Кто, волны, вас остановил,

Кто оковал ваш бег могучий,

Кто в пруд безмолвный и дремучий,

Поток мятежный обратил?

В рукописи здесь сбоку написано еще несколько неотделанных и неразборчивых строк, которые можно читать приблизительно так:

Чей жезл волшебный усыпил

Во мне надежду, скорбь и радость

И душу бурную прежде

Одной дремотой осенил.

Очевидно, уже за этими стихами должна была следовать та заключительная строфа:

Вы, ветры, бури, взройте воды,

Разрушьте гибельный оплот,

Где ты, гроза, символ свободы?

Промчись поверх невольных вод{29}.

Это он о себе говорил, на себя призывал испепеляющую страсть. Отсюда тогдашний замысел «Египетских ночей». В 1835 году то безумное ожидание снова вспыхнуло в нем, может быть, с удесятеренной силой, и он вернулся к «Египетским ночам», которые горят той же тоской, как вопль Тютчева:

О небо, если бы хоть раз

Сей пламень развился по воле,

И не томясь, не мучась доле,

Я просиял бы – и погас!{30}

Но жизнь была уже безвозвратно проиграна.
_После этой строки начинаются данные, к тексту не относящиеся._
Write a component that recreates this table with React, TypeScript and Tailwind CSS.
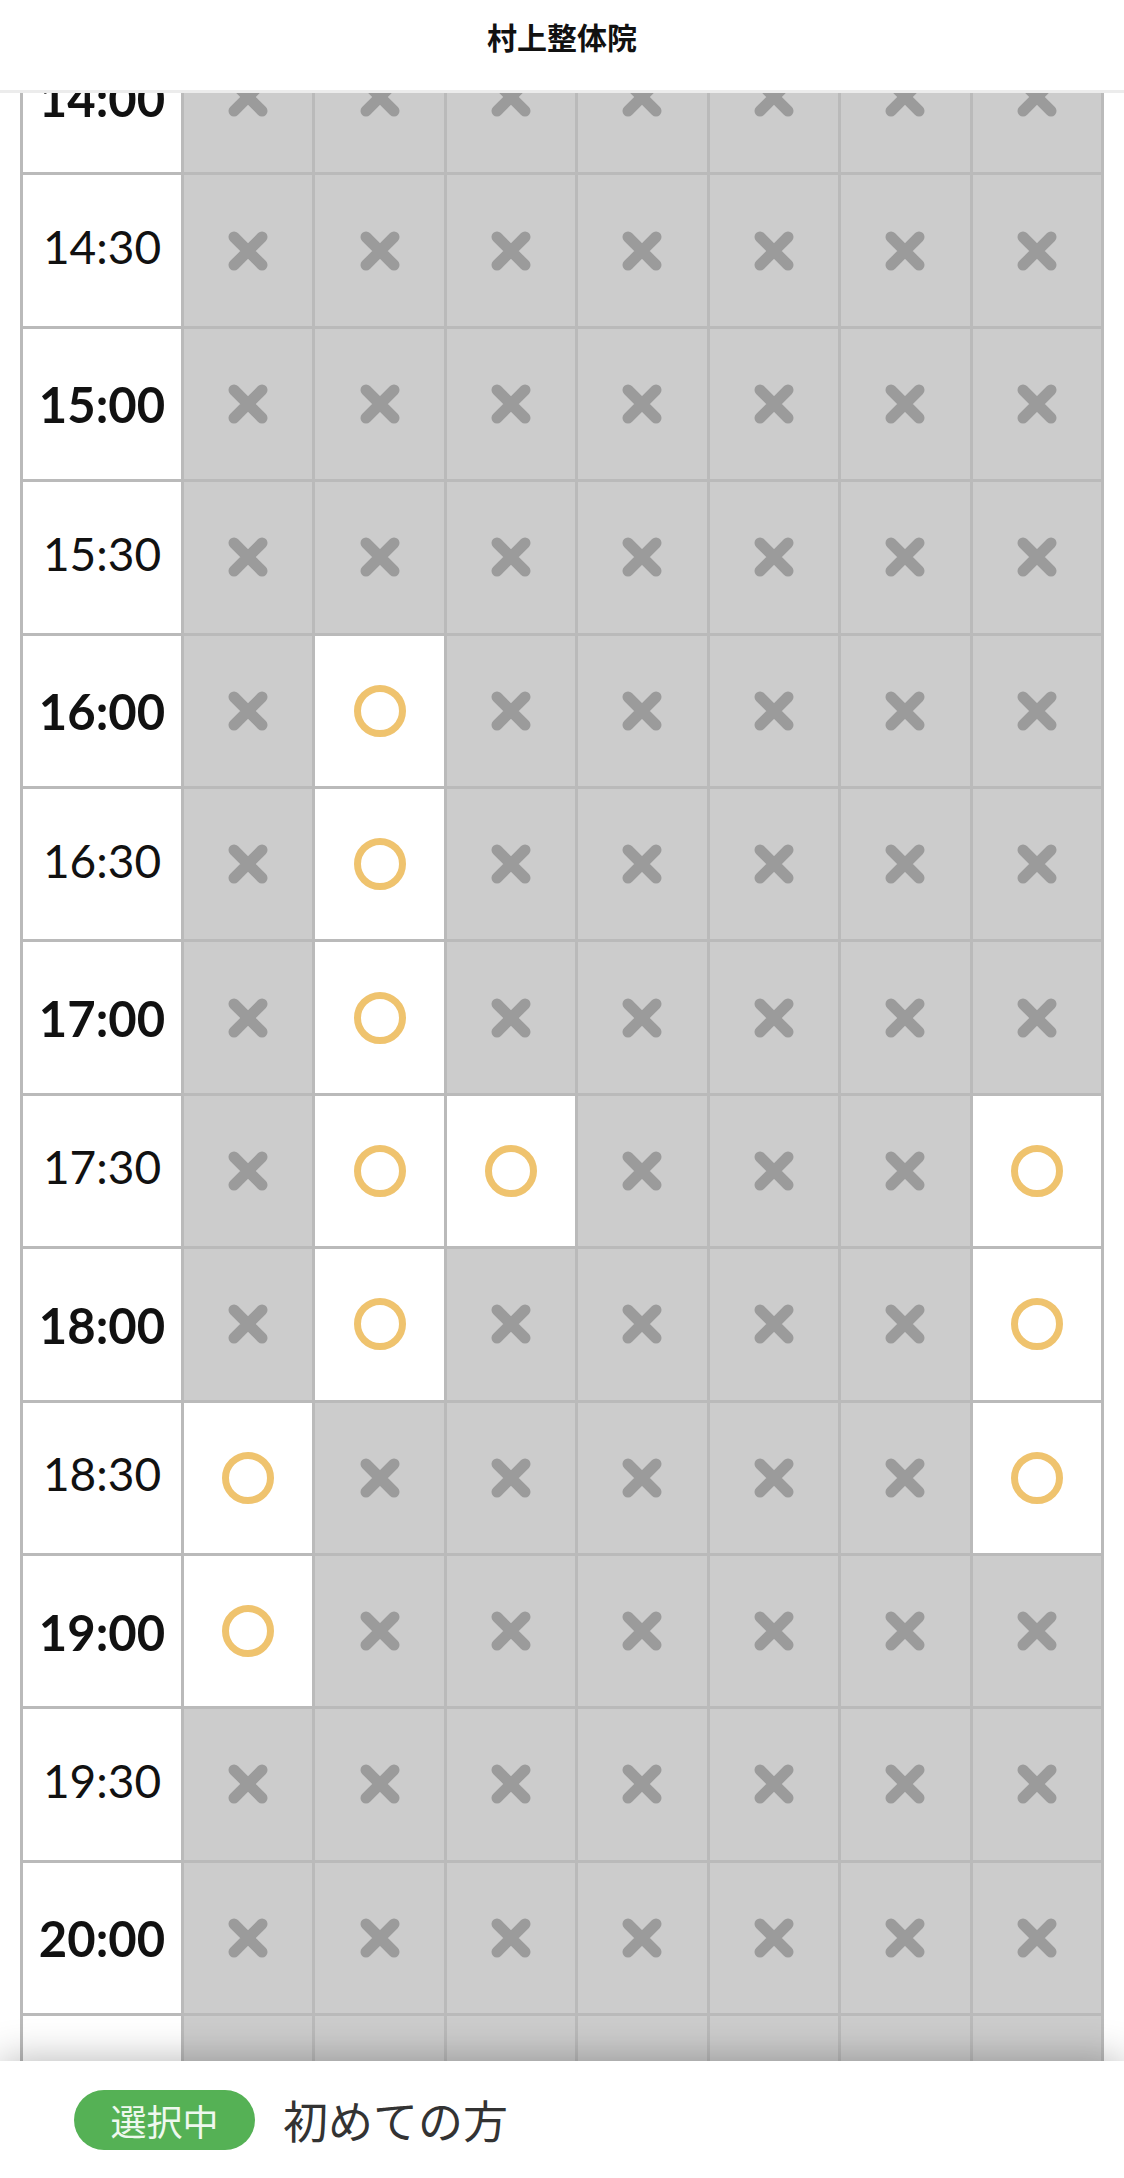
import { Fragment } from 'react';

interface Slot {
  time: string;
  open: number[];
}

// one row per half hour, "open" = column indexes with a free slot
const slots: Slot[] = [
  { time: '14:00', open: [] },
  { time: '14:30', open: [] },
  { time: '15:00', open: [] },
  { time: '15:30', open: [] },
  { time: '16:00', open: [1] },
  { time: '16:30', open: [1] },
  { time: '17:00', open: [1] },
  { time: '17:30', open: [1, 2, 6] },
  { time: '18:00', open: [1, 6] },
  { time: '18:30', open: [0, 6] },
  { time: '19:00', open: [0] },
  { time: '19:30', open: [] },
  { time: '20:00', open: [] },
  // last row sits under the bottom bar, label not visible
  { time: '', open: [] },
];

const days = [0, 1, 2, 3, 4, 5, 6];

function Cross() {
  return (
    <svg width="40" height="40" viewBox="0 0 40 40">
      <path d="M6 6L34 34M34 6L6 34" stroke="#9b9b9b" strokeWidth="11" strokeLinecap="round" />
    </svg>
  );
}

function Circle() {
  return (
    <svg width="52" height="52" viewBox="0 0 52 52">
      <circle cx="26" cy="26" r="22.5" fill="none" stroke="#efc36e" strokeWidth="7" />
    </svg>
  );
}

export default function App() {
  return (
    <div className="flex h-[2178px] w-full flex-col overflow-hidden bg-white font-['Noto_Sans_CJK_JP',sans-serif]">
      {/* Header */}
      <header className="h-[93px] shrink-0 border-b-[3px] border-[#ececec] pt-[21px] text-center">
        <h1 className="text-[30px] font-bold leading-none text-[#111]">村上整体院</h1>
      </header>

      {/* Timetable (scrolled) */}
      <main className="min-h-0 flex-1 overflow-hidden px-5">
        <div className="-mt-[74px] grid auto-rows-[150.4px] grid-cols-[158px_repeat(7,1fr)] gap-[3px] border-[3px] border-[#bababa] bg-[#bababa]">
          {slots.map((slot, i) => {
            const onHour = slot.time.endsWith(':00');
            return (
              <Fragment key={i}>
                <div
                  className={
                    'flex items-center justify-center bg-white font-[Lato,sans-serif] leading-none text-[#111] ' +
                    (onHour ? 'pt-[2px] text-[49px] font-bold' : 'pb-[7px] text-[46px] font-normal')
                  }
                >
                  {slot.time}
                </div>
                {days.map((d) => {
                  const isOpen = slot.open.includes(d);
                  return (
                    <div
                      key={d}
                      className={'flex items-center justify-center ' + (isOpen ? 'bg-white' : 'bg-[#cccccc]')}
                    >
                      {isOpen ? <Circle /> : <Cross />}
                    </div>
                  );
                })}
              </Fragment>
            );
          })}
        </div>
      </main>

      {/* Bottom bar */}
      <footer className="relative z-10 flex h-[117px] shrink-0 items-center gap-[28px] bg-white pl-[74px] shadow-[0_0_40px_rgba(0,0,0,0.3)]">
        <span className="flex h-[60px] w-[181px] items-center justify-center rounded-full bg-[#55b155] text-[36px] leading-none text-[#eef8ee]">
          選択中
        </span>
        <span className="text-[45px] leading-none text-[#333]">初めての方</span>
      </footer>
    </div>
  );
}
Горькое отречение 1828 года с годами сменилось спокойным равнодушием; пред чем он тогда еще содрогался, то теперь принял как обычное, нормальное. Еще в 1831 году он заставил Онегина сказать:

Я думал: вольность и покой —

Замена счастью. Боже мой!

Как я ошибся, как наказан!

А в 1836 он эти самые две ценности – очень хорошие ценности, но не высокого разбора – оценивал уже положительно: «На свете счастья нет, а есть покой и воля». Куда девалась тоска, «роптанье вечное души»? Когда-то он знал, что есть настоящее счастье: экстаз; теперь он, как умирающий, жаждет покоя: «Покоя сердце просит». Он действительно был полумертв, и живя среди полумертвых, не мог не заразиться их гниением. Когда цветок в горшке ослабел, на него нападает тля; так светская сплетня сгубила Пушкина, чего никогда не случилось бы, если бы в нем не остыл жар сердца. Но его кровавый закат был прекрасен. В последний час его врожденная страстность вспыхнула великолепным бешенством, которое еще теперь потрясает нас в истории его дуэли{31}.